Alors, plutôt que d’en référer «   aux prescrits de l’article 1.7.3-3 du Code de l’enseignement », nous conseillerions à la ministre Désir de laisser rouler le bus d’Odoo. Et peut-être de voir si John Cockerill ou d’autres entreprises phares de la région ne désirent pas, elles aussi, mettre des labo-bus pédagogiques à destination des écoles qui en feraient le souhait. Et on peut rassurer la ministre : il n’y a aucune chance qu’après ces ateliers, les élèves se précipitent chez John Cockerill pour acheter un électrolyseur géant ou souscrire à une suite payante d’Odoo. Mais on est d’accord sur une chose avec Jean-Pierre Kerckhofs : l’école se  doit  d’éduquer aux valeurs démocratiques (c’est-à-dire combattre toute dictature, du prolétariat ou autre) et à la recherche de l’intérêt collectif. Et celui -ci consiste, entre autres, à comprendre le monde dans lequel on vit afin de s’y épanouir au mieux.

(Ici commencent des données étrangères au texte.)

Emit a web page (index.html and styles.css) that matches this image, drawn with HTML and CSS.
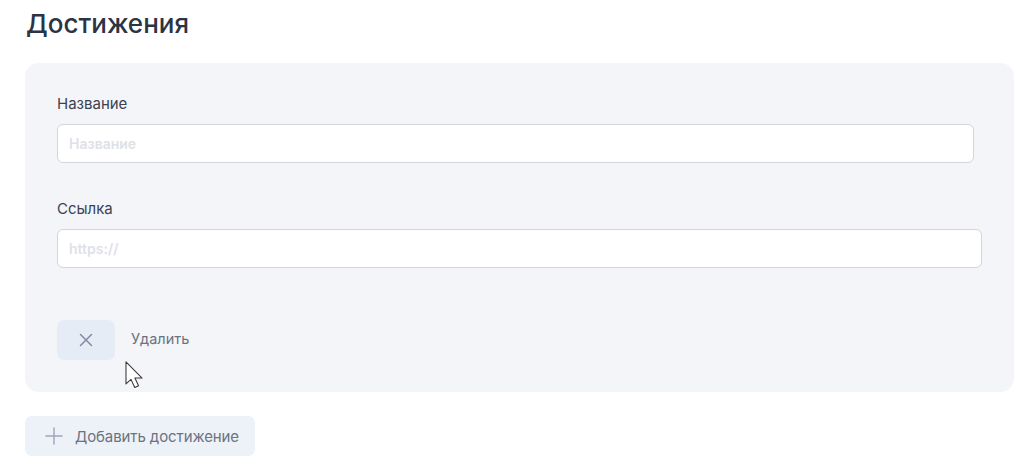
FILE: index.html
```html
<!DOCTYPE html>
<html lang="ru">
<head>
<meta charset="utf-8">
<title>Достижения</title>
<link rel="stylesheet" href="styles.css">
</head>
<body>
<main class="page">
  <h1 class="title">Достижения</h1>
  <section class="card">
    <div class="field">
      <label class="label" for="name">Название</label>
      <input class="input input-short" id="name" type="text" placeholder="Название">
    </div>
    <div class="field">
      <label class="label" for="link">Ссылка</label>
      <input class="input" id="link" type="text" placeholder="https://">
    </div>
    <div class="delete-row">
      <button class="delete-btn" type="button" aria-label="Удалить">
        <svg width="14" height="14" viewBox="0 0 14 14" fill="none" stroke="#7f8ca3" stroke-width="1.5" stroke-linecap="round"><path d="M1.5 1.5L12.5 12.5M12.5 1.5L1.5 12.5"/></svg>
      </button>
      <span class="delete-text">Удалить</span>
      <svg class="cursor" width="19" height="27" viewBox="0 0 14 20"><path d="M0.7 0.7L0.7 17L4.4 13.6L7.2 19.6L10 18.4L7.3 12.6L12.6 12.6Z" fill="#fff" stroke="#3a3a3a" stroke-width="0.8" stroke-linejoin="round"/></svg>
    </div>
  </section>
  <button class="add-btn" type="button">
    <svg width="18" height="18" viewBox="0 0 18 18" fill="none" stroke="#9aa6ba" stroke-width="1.4" stroke-linecap="round"><path d="M9 1V17M1 9H17"/></svg>
    <span>Добавить достижение</span>
  </button>
</main>
</body>
</html>
```
FILE: styles.css
```css
* { box-sizing: border-box; }
html, body { margin: 0; background: #fff; }
body {
  font-family: Inter, "Noto Sans", "Liberation Sans", sans-serif;
  color: #374151;
}
.page {
  padding: 8px 10px 0 25px;
  display: flex;
  flex-direction: column;
  align-items: flex-start;
}
.title {
  margin: 0 0 23px 1px;
  font-size: 26px;
  line-height: 32px;
  font-weight: 500;
  color: #2b3445;
}
.card {
  width: 989px;
  background: #f4f5f9;
  border-radius: 14px;
  padding: 33px 32px 32px;
  display: flex;
  flex-direction: column;
}
.field {
  display: flex;
  flex-direction: column;
  gap: 12px;
  margin-bottom: 38px;
}
.field + .field { margin-bottom: 52px; }
.label {
  font-size: 15px;
  line-height: 16px;
  color: #3a4252;
}
.input {
  height: 39px;
  border: 1px solid #d4d5d9;
  border-radius: 6px;
  background: #fff;
  padding: 0 11px;
  font-family: inherit;
  font-size: 14px;
  font-weight: 600;
  outline: none;
}
.input-short { margin-right: 8px; }
.input::placeholder { color: #dee1e8; }
.delete-row {
  position: relative;
  display: flex;
  align-items: center;
  gap: 16px;
}
.delete-btn {
  width: 58px;
  height: 40px;
  border: none;
  border-radius: 7px;
  background: #e6ecf6;
  display: flex;
  align-items: center;
  justify-content: center;
  padding: 0;
}
.delete-text {
  font-size: 14.5px;
  line-height: 16px;
  margin-top: -2px;
  color: #6b7280;
}
.cursor {
  position: absolute;
  left: 68px;
  top: 41px;
}
.add-btn {
  margin-top: 24px;
  width: 230px;
  height: 40px;
  border: none;
  border-radius: 7px;
  background: #edf1f8;
  display: flex;
  align-items: center;
  gap: 12px;
  padding: 0 0 0 20px;
  font-family: inherit;
  font-size: 15px;
  letter-spacing: -0.1px;
  color: #6b7280;
}
```
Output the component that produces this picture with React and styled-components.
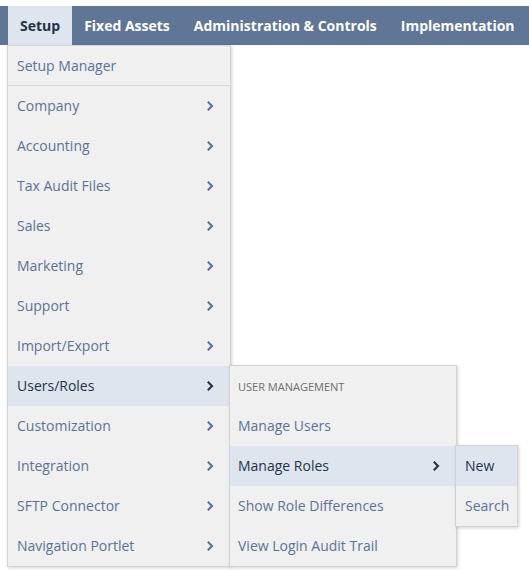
import React from "react";
import styled, { createGlobalStyle } from "styled-components";

const Global = createGlobalStyle`
  html, body { margin: 0; padding: 0; background: #fff; }
  body { font-family: "Open Sans", "Noto Sans", sans-serif; }
  * { box-sizing: border-box; }
`;

const Page = styled.div`
  padding-top: 6px;
  width: 529px;
  height: 571px;
  overflow: hidden;
`;

const NavBar = styled.nav`
  display: flex;
  height: 39px;
  background: #5f7696;
  padding-left: 8px;
  position: relative;
  z-index: 2;
`;

const NavTab = styled.div`
  position: relative;
  display: flex;
  align-items: center;
  padding: 0 12px;
  font-size: 14px;
  font-weight: 700;
  white-space: nowrap;
  color: ${(p) => (p.$active ? "#25324a" : "#ffffff")};
  background: ${(p) => (p.$active ? "#dfe5ee" : "transparent")};
`;

const Menu = styled.div`
  position: absolute;
  left: ${(p) => p.$left}px;
  top: ${(p) => p.$top}px;
  width: ${(p) => p.$width}px;
  background: #f0f0f0;
  border: 1px solid #d3d3d3;
  box-shadow: 1px 1px 3px rgba(0, 0, 0, 0.18);
  display: flex;
  flex-direction: column;
`;

const Row = styled.div`
  position: relative;
  display: flex;
  align-items: center;
  justify-content: space-between;
  height: 40px;
  padding: 0 16px ${(p) => (p.$sep ? 0 : 1)}px ${(p) => p.$pad || 8}px;
  font-size: 14px;
  font-weight: 400;
  white-space: nowrap;
  color: ${(p) => (p.$active ? "#25324a" : "#5b7298")};
  background: ${(p) => (p.$active ? "#dfe5ee" : "transparent")};
  border-bottom: ${(p) => (p.$sep ? "1px solid #d9d9d9" : "none")};
`;

const Header = styled.div`
  display: flex;
  align-items: center;
  height: 40px;
  padding: 0 8px;
  font-size: 11px;
  color: #6e6e6e;
  text-transform: uppercase;
`;

const Chevron = ({ dark }) => (
  <svg width="8" height="12" viewBox="0 0 8 12" style={{ display: "block" }}>
    <path
      d="M1.8 1.8 L6 6 L1.8 10.2"
      fill="none"
      stroke={dark ? "#25324a" : "#5b7298"}
      strokeWidth="2.1"
    />
  </svg>
);

const mainItems = [
  "Company",
  "Accounting",
  "Tax Audit Files",
  "Sales",
  "Marketing",
  "Support",
  "Import/Export",
  "Users/Roles",
  "Customization",
  "Integration",
  "SFTP Connector",
  "Navigation Portlet",
];

export default function App() {
  return (
    <Page>
      <Global />
      <NavBar>
        <NavTab $active>
          Setup
          <Menu $left={-1} $top={39} $width={224}>
            <Row $sep $pad={9}>Setup Manager</Row>
            {mainItems.map((it) => {
              const active = it === "Users/Roles";
              return (
                <Row key={it} $active={active} $pad={9}>
                  <span>{it}</span>
                  <Chevron dark={active} />
                  {active && (
                    <Menu $left={221} $top={-1} $width={228}>
                      <Header>User Management</Header>
                      <Row>Manage Users</Row>
                      <Row $active>
                        <span>Manage Roles</span>
                        <Chevron dark />
                        <Menu $left={225} $top={-1} $width={63}>
                          <Row $active $pad={9}>New</Row>
                          <Row $pad={9}>Search</Row>
                        </Menu>
                      </Row>
                      <Row>Show Role Differences</Row>
                      <Row>View Login Audit Trail</Row>
                    </Menu>
                  )}
                </Row>
              );
            })}
          </Menu>
        </NavTab>
        <NavTab>Fixed Assets</NavTab>
        <NavTab>Administration &amp; Controls</NavTab>
        <NavTab>Implementation</NavTab>
      </NavBar>
    </Page>
  );
}
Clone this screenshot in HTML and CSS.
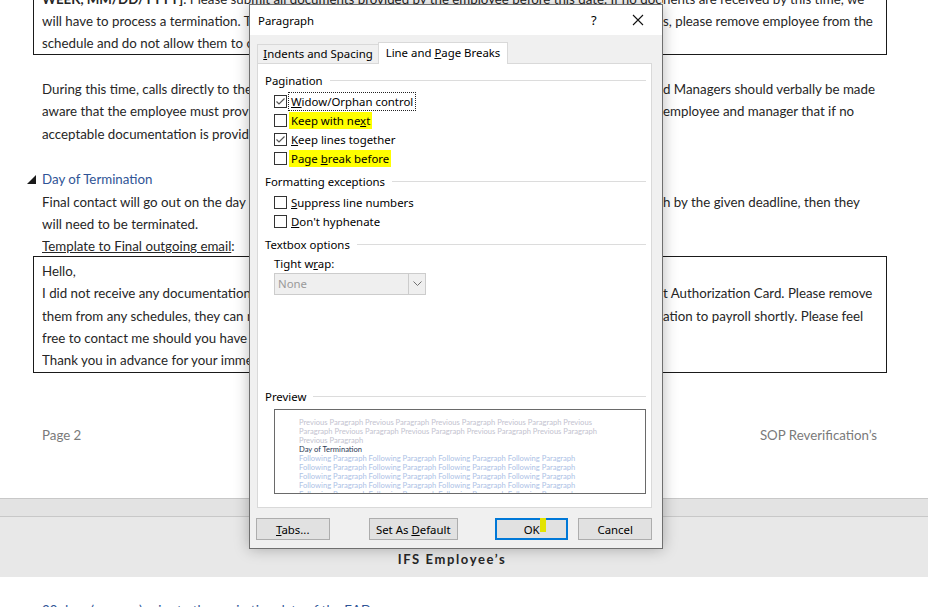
FILE: index.html
```html
<!DOCTYPE html>
<html lang="en">
<head>
<meta charset="UTF-8">
<meta name="viewport" content="width=device-width, initial-scale=1.0">
<title>SOP Reverification - Paragraph</title>
<link rel="stylesheet" href="styles.css">
</head>
<body>

<!-- Страница документа -->
<div class="page">
    <div class="boxed box-top">
        <div class="ln"><span class="l"><b>WEEK, MM/DD/YYYY]</b>. Please submit all documents provided by the employee before this date. If no docum</span><span class="r">nents are received by this time, we</span></div>
        <div class="ln"><span class="l">will have to process a termination. To avoid any issues with scheduling or payroll for these employees, please</span><span class="r">s, please remove employee from the</span></div>
        <div class="ln"><span class="l">schedule and do not allow them to clock in until the documentation has been received.</span><span class="r"></span></div>
    </div>

    <div class="para">
        <div class="ln"><span class="l">During this time, calls directly to the employee should be made by the store an</span><span class="r">d Managers should verbally be made</span></div>
        <div class="ln"><span class="l">aware that the employee must provide documentation. Please remind the </span><span class="r">employee and manager that if no</span></div>
        <div class="ln"><span class="l">acceptable documentation is provided, the employee will be terminated.</span><span class="r"></span></div>
    </div>

    <div class="para">
        <div class="heading">
            <svg class="tri" width="9" height="9" viewBox="0 0 9 9"><polygon points="9,0 9,9 0,9" fill="#1a1a1a"/></svg>
            Day of Termination
        </div>
        <div class="ln"><span class="l">Final contact will go out on the day of expiration. If documentation is not provided to us, or not seen throug</span><span class="r">h by the given deadline, then they</span></div>
        <div class="ln"><span class="l">will need to be terminated.</span><span class="r"></span></div>
        <div class="ln"><span class="l"><u>Template to Final outgoing email</u>:</span><span class="r"></span></div>
    </div>

    <div class="boxed box-mail">
        <div class="ln"><span class="l">Hello,</span><span class="r"></span></div>
        <div class="ln"><span class="l">I did not receive any documentation to update your Employmen</span><span class="r">t Authorization Card. Please remove</span></div>
        <div class="ln"><span class="l">them from any schedules, they can no longer work. I will be sending the termin</span><span class="r">ation to payroll shortly. Please feel</span></div>
        <div class="ln"><span class="l">free to contact me should you have any questions.</span><span class="r"></span></div>
        <div class="ln"><span class="l">Thank you in advance for your immediate attention to this matter.</span><span class="r"></span></div>
    </div>

    <div class="footer">
        <span>Page 2</span>
        <span>SOP Reverification’s</span>
    </div>
</div>

<div class="page-break">
    <div class="gap"></div>
    <div class="header-next">IFS Employee’s</div>
</div>
<div class="next-line">30 days (or more) prior to the expiration date of the EAD</div>

<!-- Окно "Paragraph" -->
<div class="dlg">
    <div class="dlg-title">
        <span class="dlg-name">Paragraph</span>
        <span class="help">?</span>
        <svg class="close" width="12" height="12" viewBox="0 0 12 12"><path d="M1 1 L11 11 M11 1 L1 11" stroke="#111" stroke-width="1.1"/></svg>
    </div>
    <div class="dlg-body">
        <div class="tabs">
            <div class="tab"><u>I</u>ndents and Spacing</div>
            <div class="tab active">Line and <u>P</u>age Breaks</div>
        </div>
        <div class="panel">
            <div class="grp"><span>Pagination</span></div>
            <div class="checks">
                <div class="chk"><span class="cb"><svg width="11" height="11" viewBox="0 0 11 11"><polyline points="1.5,5.5 4,8 9.5,2.5" fill="none" stroke="#555" stroke-width="1.2"/></svg></span><span class="txt focus"><u>W</u>idow/Orphan control</span></div>
                <div class="chk"><span class="cb"></span><span class="txt hl">Keep with ne<u>x</u>t</span></div>
                <div class="chk"><span class="cb"><svg width="11" height="11" viewBox="0 0 11 11"><polyline points="1.5,5.5 4,8 9.5,2.5" fill="none" stroke="#555" stroke-width="1.2"/></svg></span><span class="txt"><u>K</u>eep lines together</span></div>
                <div class="chk"><span class="cb"></span><span class="txt hl">Page <u>b</u>reak before</span></div>
            </div>
            <div class="grp grp-next"><span>Formatting exceptions</span></div>
            <div class="checks">
                <div class="chk"><span class="cb"></span><span class="txt"><u>S</u>uppress line numbers</span></div>
                <div class="chk"><span class="cb"></span><span class="txt"><u>D</u>on't hyphenate</span></div>
            </div>
            <div class="grp grp-next"><span>Textbox options</span></div>
            <div class="wrap-label">Tight w<u>r</u>ap:</div>
            <div class="combo">
                <span class="combo-val">None</span>
                <span class="combo-btn"><svg width="9" height="6" viewBox="0 0 9 6"><polyline points="0.5,0.5 4.5,4.5 8.5,0.5" fill="none" stroke="#707070" stroke-width="1"/></svg></span>
            </div>
            <div class="grp grp-preview"><span>Preview</span></div>
            <div class="preview">
                <div class="pv prev">Previous Paragraph Previous Paragraph Previous Paragraph Previous Paragraph Previous</div>
                <div class="pv prev">Paragraph Previous Paragraph Previous Paragraph Previous Paragraph Previous Paragraph</div>
                <div class="pv prev">Previous Paragraph</div>
                <div class="pv cur">Day of Termination</div>
                <div class="pv next">Following Paragraph Following Paragraph Following Paragraph Following Paragraph</div>
                <div class="pv next">Following Paragraph Following Paragraph Following Paragraph Following Paragraph</div>
                <div class="pv next">Following Paragraph Following Paragraph Following Paragraph Following Paragraph</div>
                <div class="pv next">Following Paragraph Following Paragraph Following Paragraph Following Paragraph</div>
                <div class="pv next">Following Paragraph Following Paragraph Following Paragraph Following Paragraph</div>
            </div>
        </div>
        <div class="btns">
            <button class="btn btn-tabs"><u>T</u>abs...</button>
            <button class="btn btn-default">Set As <u>D</u>efault</button>
            <button class="btn btn-ok">OK<span class="caret"></span></button>
            <button class="btn btn-cancel">Cancel</button>
        </div>
    </div>
</div>

</body>
</html>
```

FILE: styles.css
```css
* {
    box-sizing: border-box;
}

body {
    margin: 0;
    height: 607px;
    overflow: hidden;
    background-color: #fff;
    font-family: Lato, "Noto Sans", sans-serif;
    font-size: 13.3px;
    color: #262626;
}

/* Страница документа */
.page {
    margin-top: -13px;
    padding: 0 41px 0 33px;
}

.ln {
    display: grid;
    grid-template-columns: 621px auto;
    height: 22.4px;
    line-height: 22.4px;
    white-space: nowrap;
}

.ln .l,
.ln .r {
    overflow: hidden;
}

.boxed {
    border: 1px solid #1a1a1a;
    padding-left: 8px;
}

.box-top .ln {
    height: 22px;
    line-height: 22px;
}

.para {
    padding-left: 9px;
    margin-top: 23px;
}

.heading {
    position: relative;
    height: 22.4px;
    line-height: 22.4px;
    color: #2f5496;
}

.tri {
    position: absolute;
    left: -15px;
    top: 7px;
}

.box-mail {
    margin-top: -2px;
    padding-top: 3px;
}

.footer {
    display: flex;
    justify-content: space-between;
    margin-top: 51px;
    padding: 0 10px 0 9px;
    line-height: 22px;
    color: #7a7a7a;
}

.page-break {
    margin-top: 52px;
    border-top: 1px solid #c8c8c8;
    background-color: #e8e8e8;
}

.page-break .gap {
    height: 18px;
    background-color: #e3e3e3;
    border-bottom: 1px solid #c8c8c8;
}

.header-next {
    height: 60px;
    padding: 34px 24px 0 0;
    text-align: center;
    font-weight: bold;
    font-size: 13px;
    letter-spacing: 1.6px;
    color: #262626;
}

.next-line {
    margin-top: 22px;
    padding-left: 42px;
    color: #2f5496;
    line-height: 22px;
}

/* Диалог */
.dlg {
    position: absolute;
    left: 249px;
    top: 4px;
    width: 414px;
    height: 545px;
    border: 1px solid #6f6f6f;
    background-color: #f0f0f0;
    box-shadow: 0 0 14px rgba(0, 0, 0, 0.28);
    font-family: "Noto Sans", sans-serif;
    font-size: 11.4px;
    color: #000;
}

.dlg-title {
    display: flex;
    align-items: center;
    height: 30px;
    padding-left: 8px;
    background-color: #fff;
}

.dlg-name {
    flex: 1;
}

.help {
    width: 12px;
    margin-right: 29px;
    font-size: 13px;
}

.close {
    margin-right: 18px;
}

.dlg-body {
    padding: 7px 10px 0 7px;
}

.tabs {
    display: flex;
    align-items: flex-end;
    height: 21px;
}

.tab {
    height: 19px;
    line-height: 18px;
    text-align: center;
    border: 1px solid #d9d9d9;
    border-bottom: none;
}

.tab:first-child {
    width: 121px;
    border-right: none;
}

.tab.active {
    position: relative;
    width: 130px;
    height: 22px;
    margin-bottom: -1px;
    line-height: 20px;
    background-color: #fff;
}

.panel {
    height: 445px;
    border: 1px solid #d9d9d9;
    background-color: #fff;
    padding: 7px 5px 0 7px;
}

.grp {
    display: flex;
    align-items: center;
    height: 18px;
}

.grp::after {
    content: "";
    flex: 1;
    height: 1px;
    margin-left: 7px;
    background-color: #dcdcdc;
}

.grp-next {
    margin-top: 4px;
}

.grp-preview {
    margin-top: 92px;
}

.checks {
    margin-top: 3px;
    padding-left: 9px;
}

.chk {
    display: flex;
    align-items: center;
    height: 19px;
}

.cb {
    display: flex;
    align-items: center;
    justify-content: center;
    width: 13px;
    height: 13px;
    margin-right: 2px;
    border: 1px solid #333;
    background-color: #fff;
}

.txt {
    padding: 0 2px;
    line-height: 17px;
}

.txt.hl {
    background-color: #ffff00;
}

.txt.focus {
    outline: 1px dotted #222;
}

.wrap-label {
    margin-top: 2px;
    padding-left: 9px;
    height: 18px;
    line-height: 18px;
}

.combo {
    display: flex;
    width: 152px;
    height: 22px;
    margin-left: 9px;
    border: 1px solid #cccccc;
    background-color: #efefef;
    color: #9a9a9a;
}

.combo-val {
    flex: 1;
    padding-left: 3px;
    line-height: 20px;
}

.combo-btn {
    display: flex;
    align-items: center;
    justify-content: center;
    width: 17px;
    border-left: 1px solid #cccccc;
}

.preview {
    height: 85px;
    margin-top: 4px;
    margin-left: 9px;
    padding: 8px 0 0 24px;
    border: 1px solid #6a6a6a;
    overflow: hidden;
    font-family: Lato, sans-serif;
    font-size: 7.6px;
    white-space: nowrap;
}

.pv {
    height: 9px;
    line-height: 9px;
}

.pv.prev {
    color: #c3c3cf;
}

.pv.cur {
    color: #2b3a55;
}

.pv.next {
    color: #adc2e6;
}

.btns {
    display: flex;
    margin-top: 10px;
}

.btn {
    position: relative;
    height: 22px;
    padding: 0;
    border: 1px solid #adadad;
    background-color: #e1e1e1;
    font-family: "Noto Sans", sans-serif;
    font-size: 11.4px;
    color: #000;
}

.btn-tabs {
    width: 74px;
    margin-left: -1px;
}

.btn-default {
    width: 90px;
    margin-left: 39px;
}

.btn-ok {
    width: 74px;
    margin-left: 37px;
    border: 2px solid #0078d7;
}

.btn-cancel {
    width: 74px;
    margin-left: 10px;
}

.caret {
    position: absolute;
    left: 43px;
    top: -2px;
    width: 6px;
    height: 14px;
    background-color: #e3e300;
}
```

Ah oui, « one more thing ». Si Odoo avait voulu faire une campagne de pub, elle n’aurait pas pris un camion. « Ce projet est un investissement d’un million d’euros! Pour 4.000 euros, on peut avoir un panneau publicitaire de 20m² sur une nationale avec 13.000 voitures/jour pendant un an. Un million d’euros pour mettre un gros logo Odoo sur un camion qui va dans les écoles serait l’initiative marketing la plus débile de l’histoire de Odoo », souligne Fabien Pinckaers.